You might assume that all wines are vegan friendly, isn’t wine just made from fermented grape juice? you might ask, so where does the animal become involved in the wine making process? The reason that all wines are not vegan or vegetarian-friendly is due a process called ‘fining’. All young wines contain tiny murky particles, all natural such as tannin, tartrates and phenols and over time the wine will self-clear, however winemakers like to speed the process up and do so by fining the wine.

Fining also removes unwanted molecules that filtration cannot remove, these molecules can often leave a taint in the wine which the winemaker wants removed before the bottle is opened. The fining agent when added to the wine acts like a magnet and attracts the hazy molecules, these become bigger and are easily removed, So, unluckily for vegans some fining agents can be animal based, though bulls blood was banned by the EU after the BSE crisis, other agents are still allowed such as casein (a milk protein), isinglass (fish bladders), gelatine, and albumen (egg whites).

Fining with casein and albumen is normally acceptable to vegetarians but all four are a no, no for vegans, the finning agent are not additives to the wine as they are filtered out with the hazy molecules, however tiny traces of the fining agent maybe absorbed into the wine during the fining process. What complicates the issue further is there is no requirement for the wine maker to state on the label what fining agent was used. Therefore, it’s down to the wine retailer or restaurateur to know what has been used for fining and the only way they can know is to ask the winemaker.
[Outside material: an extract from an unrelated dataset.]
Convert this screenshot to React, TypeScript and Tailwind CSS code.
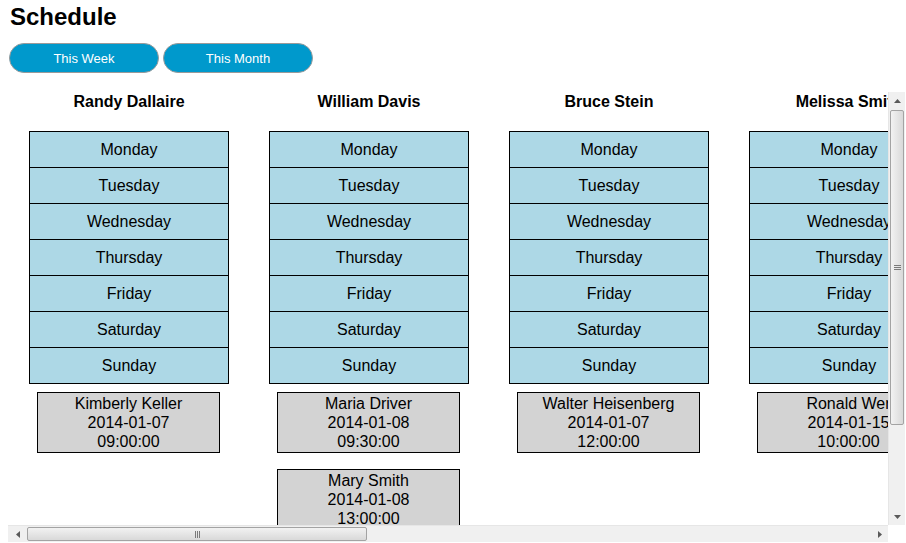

Many wine makers now use a clay based agent called bentonite which is vegan friendly and in recent years’ winemakers have moved to more natural methods, allowing wines to self-fine, it will normally mention on the label that the wine was unfiltered or may contain sediment. A growing number of our winemakers follow the natural process of wine making such as Apollonio (Puglia), Mas de Flauzieres (Rhone valley), La Bourree (Bordeaux) and Graviers (Margaux). So, if your concerned if your wine is vegan just ask the wine retailer. Some producers are now adding vegan friendly status to their labels such as Chateau Beaubois for their 2016 vintage onwards.